Church in Rostov Oblast, Russia

The Church of the Ascension of the Lord (Храм Вознесения Господня) is a Russian Orthodox church in Bataysk, Rostov Oblast, Russia.

==History==
The Ascension Church was built in 1872 in Koisug village of Don Host Oblast (now it is situated within the territory of Bataysk town). It belonged to Ekaterinoslav Diocese. The church was wooden, with plinth being built of brick. It had five domes: one big and four small ones. The bell tower of the Ascension church was completely built of brick. According to data of the Economic Department of Holy Synod, as of 1910, the church had a Sunday school, a lodge, a priest's house and ancillary facilities.

In the 1930s, the Ascension Church was closed and destroyed. Only the first tier of the bell tower had been preserved.

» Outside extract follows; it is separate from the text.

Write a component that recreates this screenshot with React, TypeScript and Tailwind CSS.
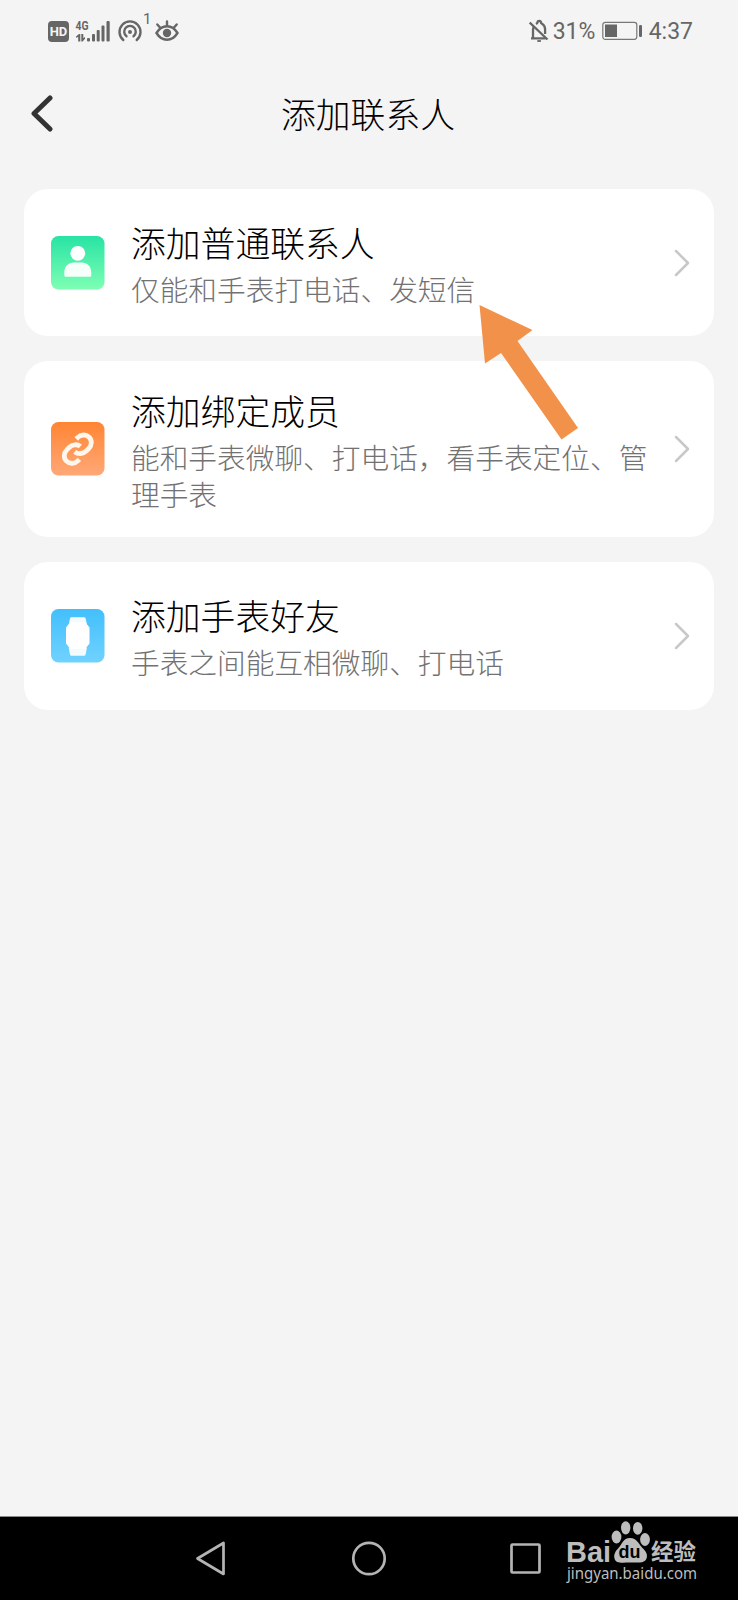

In 1989, an Orthodox community of the Ascension Church was registered in Bataysk. In 1990 the restoration of the Ascension church on the project of Boris Vinnikov (in the style of Moscow-Yaroslavl architecture of the 17th century) began in the territory of the former church garden. On November 4, 1995, the first liturgy was served in the new church. Over time, a bell tower was erected, utility rooms were built, and the churchyard was arranged. In 2006, the parish purchased new bells and constructed a belfry. Restoration works were finished in 2006, and on September 5 of the same year the Ascension Church was consecrated.